Его им они искренно желали.
«Государственный старец», приветствуя молодых, сказал несколько слов о том, что брак есть граница между двумя странами — страной юношеских увлечений, и страной — семейных добродетелей и поздравил графа с переездом через эту границу.
Его дебелая супруга, чересчур обнажившая свои увядающие прелести, не утерпела и довольно громко и ядовито заметила:
— «Врачу, исцелися сам».
Из церкви молодые уехали к себе, в сопровождении немногих лиц, чтобы переодеться, и в тот же вечер курьерский поезд варшавской железной дороги мчал их за границу.
Молодой супруг вез свою молодую жену в Италию, страну, как бы созданную для влюбленных и воспетую в этом смысле поэтами всех времен и народов.
Граф окружил свою жену такою ласковою заботливостью, таким вниманием влюбленного, что она вполне оценила ту взаимную любовь, которая усугубляет прелести этой волшебной страны.
Впрочем, открывшийся этой девушке-ребенку новый горизонт вначале омрачился тучами, которые, впрочем, скоро рассеялись.
Молодые приехали в Геную, и в этом-то городе Конкордия Васильевна в одно прекрасное утро проснулась женщиной.
Ей показалось, что само солнце, которое огненным снопом своих лучей врывалось в ее комнату, есть светило вероломства и лжи.
В ее душе появилось вдруг ужасное отвращение к действительности.
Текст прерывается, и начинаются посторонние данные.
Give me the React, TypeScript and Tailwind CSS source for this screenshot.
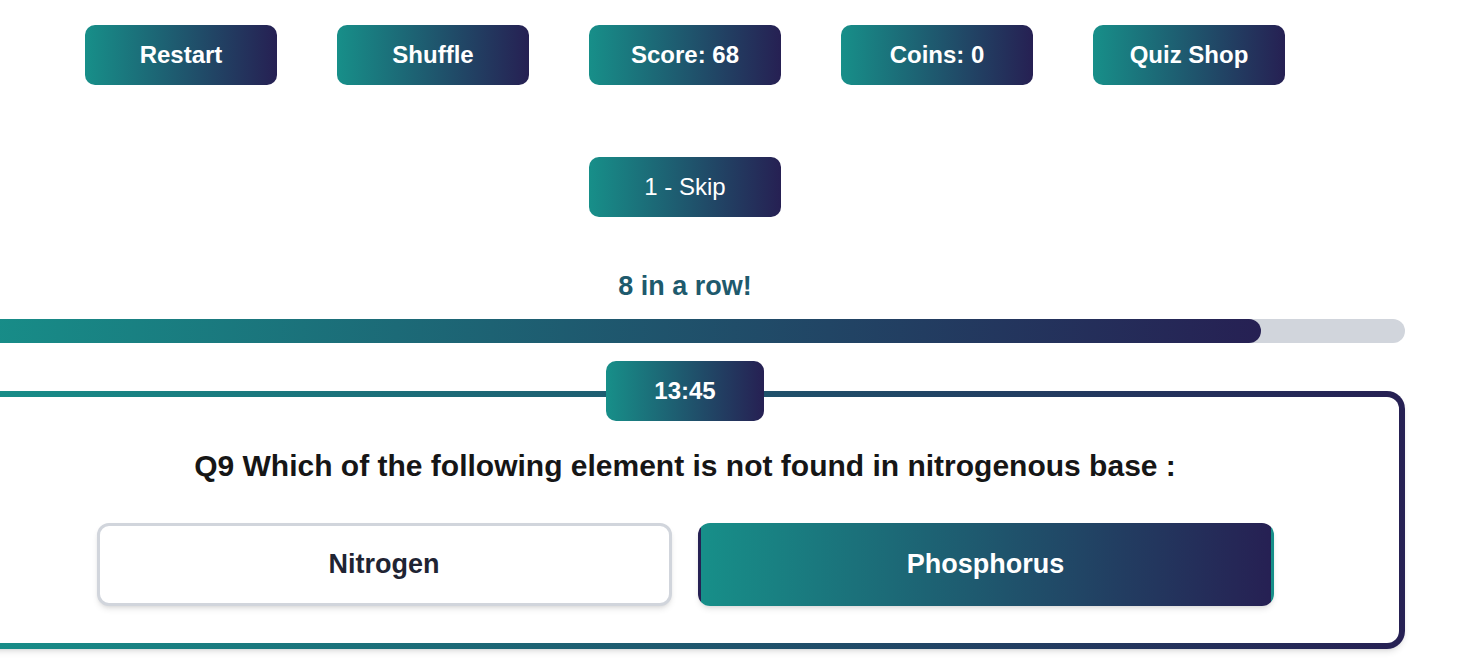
import React from 'react';

const topButtons = ['Restart', 'Shuffle', 'Score: 68', 'Coins: 0', 'Quiz Shop'];

const App: React.FC = () => {
  const progress = 90;

  return (
    <div className="min-h-screen bg-white overflow-hidden [font-family:'Liberation_Sans',Arial,sans-serif]">
      <div className="w-[1440px] ml-[-35px] pt-[25px] flex flex-col items-center">
        {/* top toolbar */}
        <div className="flex justify-center gap-[60px]">
          {topButtons.map((label) => (
            <button
              key={label}
              className="w-[192px] h-[60px] rounded-[10px] bg-linear-to-r/srgb from-[#178f89] to-[#262053] text-white text-[24px] font-bold"
            >
              {label}
            </button>
          ))}
        </div>

        <button className="mt-[72px] w-[192px] h-[60px] rounded-[10px] bg-linear-to-r/srgb from-[#178f89] to-[#262053] text-white text-[24px]">
          1 - Skip
        </button>

        <p className="mt-[54px] text-[27px] leading-[30px] font-bold text-[#1e5a6d]">8 in a row!</p>

        {/* streak progress */}
        <div className="mt-[18px] w-full h-[24px] rounded-full bg-gray-300">
          <div
            className="h-full rounded-r-full bg-linear-to-r/srgb from-[#178f89] to-[#262053]"
            style={{ width: `${progress}%` }}
          />
        </div>

        {/* question card */}
        <div className="relative mt-[48px] w-full rounded-[18px] p-[6px] bg-linear-to-r/srgb from-[#178f89] to-[#262053] shadow-md">
          <div className="absolute left-1/2 -translate-x-1/2 top-[-30px] w-[158px] h-[60px] rounded-[10px] bg-linear-to-r/srgb from-[#178f89] to-[#262053] flex items-center justify-center text-white text-[24px] font-bold">
            13:45
          </div>
          <div className="bg-white rounded-[12px] pt-[52px] pb-[37px] flex flex-col items-center">
            <h2 className="text-[30px] leading-[34px] font-bold text-[#161616]">
              Q9 Which of the following element is not found in nitrogenous base :
            </h2>
            <div className="mt-[40px] grid grid-cols-2 gap-[25px]">
              <button className="w-[575px] h-[83px] rounded-[12px] border-[3px] border-gray-300 bg-white shadow-md text-[27px] font-bold text-[#1f2433]">
                Nitrogen
              </button>
              <button className="w-[576px] h-[83px] rounded-[12px] border-[3px] border-transparent bg-linear-to-r/srgb from-[#178f89] to-[#262053] shadow-md text-[27px] font-bold text-white">
                Phosphorus
              </button>
            </div>
          </div>
        </div>
      </div>
    </div>
  );
};

export default App;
Иллюзии, которыми она жила, были разбиты.
Краска стыда невольно заливала ее щеки, и она негодовала на себя за то, что попалась, как казалось ей, в расставленные ей гнусные тенета.
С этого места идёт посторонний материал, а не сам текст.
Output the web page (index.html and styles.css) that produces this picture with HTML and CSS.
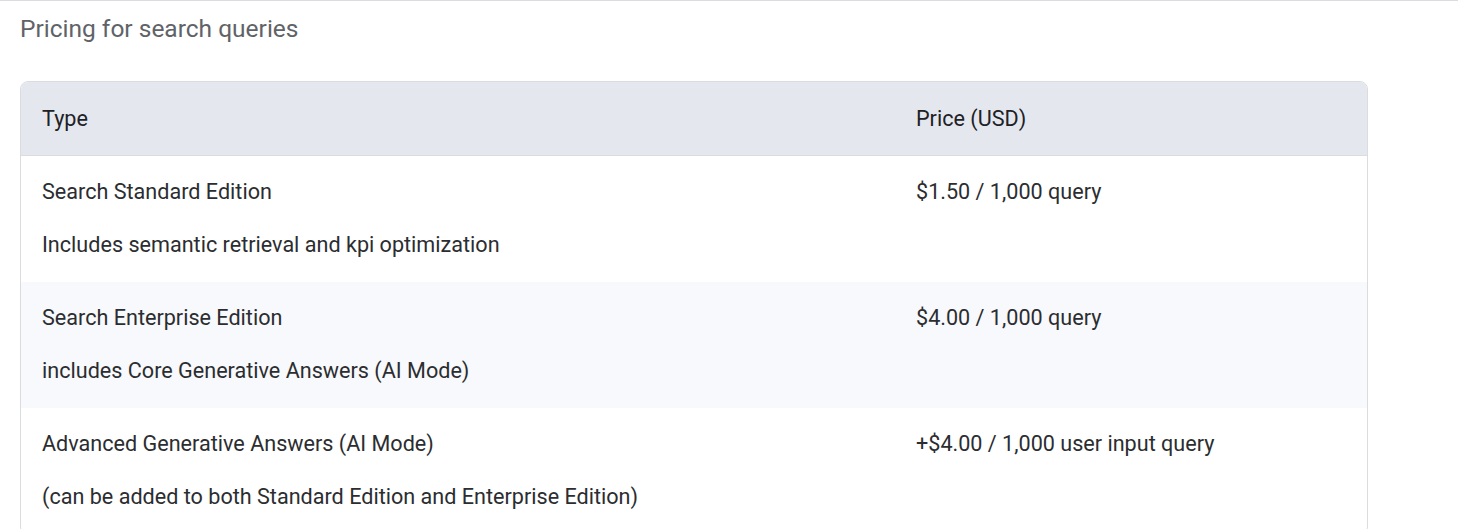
FILE: index.html
```html
<!DOCTYPE html>
<html lang="en">
<head>
<meta charset="utf-8">
<title>Pricing for search queries</title>
<link rel="stylesheet" href="styles.css">
</head>
<body>
<div class="page">
  <h3 class="title">Pricing for search queries</h3>
  <div class="table-wrap">
    <table class="pricing">
      <thead>
        <tr><th class="col-type">Type</th><th>Price (USD)</th></tr>
      </thead>
      <tbody>
        <tr>
          <td><p>Search Standard Edition</p><p>Includes semantic retrieval and kpi optimization</p></td>
          <td><p>$1.50 / 1,000 query</p></td>
        </tr>
        <tr class="alt">
          <td><p>Search Enterprise Edition</p><p>includes Core Generative Answers (AI Mode)</p></td>
          <td><p>$4.00 / 1,000 query</p></td>
        </tr>
        <tr>
          <td><p>Advanced Generative Answers (AI Mode)</p><p>(can be added to both Standard Edition and Enterprise Edition)</p></td>
          <td><p>+$4.00 / 1,000 user input query</p></td>
        </tr>
      </tbody>
    </table>
  </div>
</div>
</body>
</html>
```

FILE: styles.css
```css
html, body {
  margin: 0;
  padding: 0;
  background: #ffffff;
}
body {
  font-family: Roboto, "Liberation Sans", Arial, sans-serif;
  color: #202124;
}
.page {
  border-top: 1px solid #dadce0;
  padding: 0 90px 0 20px;
}
.title {
  margin: 0;
  padding-top: 13px;
  font-size: 24.5px;
  line-height: 30px;
  font-weight: 400;
  color: #5f6368;
}
.table-wrap {
  margin-top: 37px;
  width: 1348px;
  box-sizing: border-box;
  border: 1px solid #dadce0;
  border-radius: 8px;
  overflow: hidden;
}
.pricing {
  width: 100%;
  table-layout: fixed;
  border-collapse: collapse;
  font-size: 21.6px;
  line-height: 26px;
}
.pricing th {
  background: #e5e7ef;
  font-weight: 400;
  text-align: left;
  padding: 24px 21px 23px;
  border-bottom: 1px solid #dadce0;
  color: #202124;
}
.pricing .col-type {
  width: 832px;
}
.pricing td {
  vertical-align: top;
  padding: 23px 21px 24px;
  color: #2b2d30;
}
.pricing td p {
  margin: 0;
}
.pricing td p + p {
  margin-top: 27px;
}
.pricing tr.alt td {
  background: #f8f9fc;
}
```
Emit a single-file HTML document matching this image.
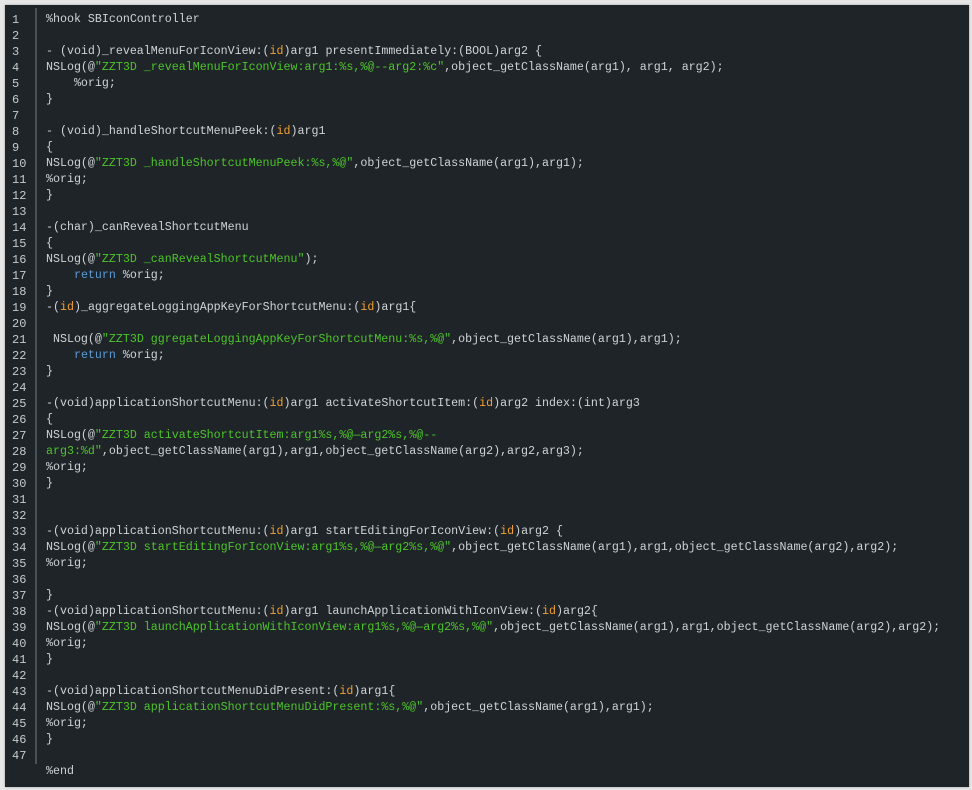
<!DOCTYPE html>
<html><head><meta charset="utf-8"><style>
html,body{margin:0;padding:0;background:#e6e6e6;width:972px;height:790px;overflow:hidden}
#box{position:absolute;left:5px;top:5px;width:964px;height:782px;background:#1e2428;box-shadow:0 0 2px #999}
#g{position:absolute;left:35px;top:8px;width:2px;height:756px;background:#4a5257}
pre{margin:0;position:absolute;top:12px;font-family:"Liberation Mono",monospace;font-size:11.65px;line-height:16px;color:#cfd3d6}
#n{left:12px;color:#c6cacc;font-size:12px}
#c{left:46px}
.k{color:#f0a030}.s{color:#4ec42a}.r{color:#5b9bd6}
</style></head><body>
<div id="box"></div><div id="g"></div>
<pre id="n">1
2
3
4
5
6
7
8
9
10
11
12
13
14
15
16
17
18
19
20
21
22
23
24
25
26
27
28
29
30
31
32
33
34
35
36
37
38
39
40
41
42
43
44
45
46
47</pre>
<pre id="c">%hook SBIconController

- (void)_revealMenuForIconView:(<span class="k">id</span>)arg1 presentImmediately:(BOOL)arg2 {
NSLog(@<span class="s">"ZZT3D _revealMenuForIconView:arg1:%s,%@--arg2:%c"</span>,object_getClassName(arg1), arg1, arg2);
    %orig;
}

- (void)_handleShortcutMenuPeek:(<span class="k">id</span>)arg1
{
NSLog(@<span class="s">"ZZT3D _handleShortcutMenuPeek:%s,%@"</span>,object_getClassName(arg1),arg1);
%orig;
}

-(char)_canRevealShortcutMenu
{
NSLog(@<span class="s">"ZZT3D _canRevealShortcutMenu"</span>);
    <span class="r">return</span> %orig;
}
-(<span class="k">id</span>)_aggregateLoggingAppKeyForShortcutMenu:(<span class="k">id</span>)arg1{

 NSLog(@<span class="s">"ZZT3D ggregateLoggingAppKeyForShortcutMenu:%s,%@"</span>,object_getClassName(arg1),arg1);
    <span class="r">return</span> %orig;
}

-(void)applicationShortcutMenu:(<span class="k">id</span>)arg1 activateShortcutItem:(<span class="k">id</span>)arg2 index:(int)arg3
{
NSLog(@<span class="s">"ZZT3D activateShortcutItem:arg1%s,%@—arg2%s,%@--</span>
<span class="s">arg3:%d"</span>,object_getClassName(arg1),arg1,object_getClassName(arg2),arg2,arg3);
%orig;
}


-(void)applicationShortcutMenu:(<span class="k">id</span>)arg1 startEditingForIconView:(<span class="k">id</span>)arg2 {
NSLog(@<span class="s">"ZZT3D startEditingForIconView:arg1%s,%@—arg2%s,%@"</span>,object_getClassName(arg1),arg1,object_getClassName(arg2),arg2);
%orig;

}
-(void)applicationShortcutMenu:(<span class="k">id</span>)arg1 launchApplicationWithIconView:(<span class="k">id</span>)arg2{
NSLog(@<span class="s">"ZZT3D launchApplicationWithIconView:arg1%s,%@—arg2%s,%@"</span>,object_getClassName(arg1),arg1,object_getClassName(arg2),arg2);
%orig;
}

-(void)applicationShortcutMenuDidPresent:(<span class="k">id</span>)arg1{
NSLog(@<span class="s">"ZZT3D applicationShortcutMenuDidPresent:%s,%@"</span>,object_getClassName(arg1),arg1);
%orig;
}

%end</pre>
</body></html>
Она чувствовала себя опутанной ими и билась как птичка.
О если бы она могла, как бы сильно она возненавидела человека, который так рано и так жестоко уничтожил ее мечты и грезы.
Он был тут же, около нее, и, казалось ей, смотрел на нее с торжеством победителя.
Победителей не судят.
Она любила своего победителя и простила ему.
Тучи рассеялись, но воспоминание о них осталось в ее душе. Она любила и покорилась своей участи, только покорилась.
Несмотря на пресыщение любовью в банальном значении этого слова, и, может быть, именно вследствие этого пресыщения, близость очаровательной жены-ребенка, чувство собственности над ней, мутило ум графа — он думал лишь о себе, не понимая, что эгоизм в деле любви наказывается отсутствием восторга взаимного наслаждения, восторга, который делает обладание женщиной действительным апофеозом любви.
Единственное первенство женщины, за которое должны стоять все мужчины, это первенство в наслаждении, первенство в любви.
Если женщина в ней только подчиняется, то теряет всю свою прелесть. К сожалению, немногие мужчины понимают это.
Это причина большинства несчастных браков и связей.
Молодая графиня, повторяем, подчинилась тому, чему не смела не подчиниться. Она примирилась с мыслью, что то, что с ней случилось вначале, будет случаться до конца.
О святая простота честной женщины, которая думает, что, отдаваясь, она исполняет свои обязанности… и только!
Сколько в этом жизненной трагедии!
Как гнусно это подчинение чувственности без чувства!
Честная женщина верит, что это называется браком.
Какая профанация таинства!
Граф повез свою жену из Генуи в Венецию, из Венеции в Неаполь.
В течение месяца он был в каком-то очаровании страсти, он расточал ласки своей молодой жене, не замечая, что ответные ласки этой женщины-ребенка были ласками рабыни.
Театры, концерты, музеи, великолепные картины природы, удобство путешествия, комфорт отелей, маленькие подарки сюрпризом, в Турине — фарфор, в Генуе — филигранные вещи, в Неаполе — жемчуг и кораллы, в Венеции — бриллианты — все было к услугам молодой женщины, чтобы медовый месяц показался ей фантасмагорией.
Он не дал ей только одного — жизни женщины.
Рабски отдающаяся молодая жена представляла для него лишь лакомое блюдо, которое он смаковал с восторгом гастронома, но которое вскоре приелось ему.
Уже во Флоренции он почувствовал некоторого рода пресыщение.
Всегда кроткая, покорная, безответная, всецело принадлежащая ему, его жена начала казаться ему слишком однообразною.
Его порой выводило из себя одно и то же выражение нежности в ее голубых, прекрасных глазах.
Он чувствовал себя полновластным господином этого прелестного существа, возбуждавшего всеобщий восторг даже в стране красивых женщин — в Италии, и это самое чувство безграничной собственности не только не уменьшало достоинства вещи — она была именно его вещью — но почти сводило их к нулю.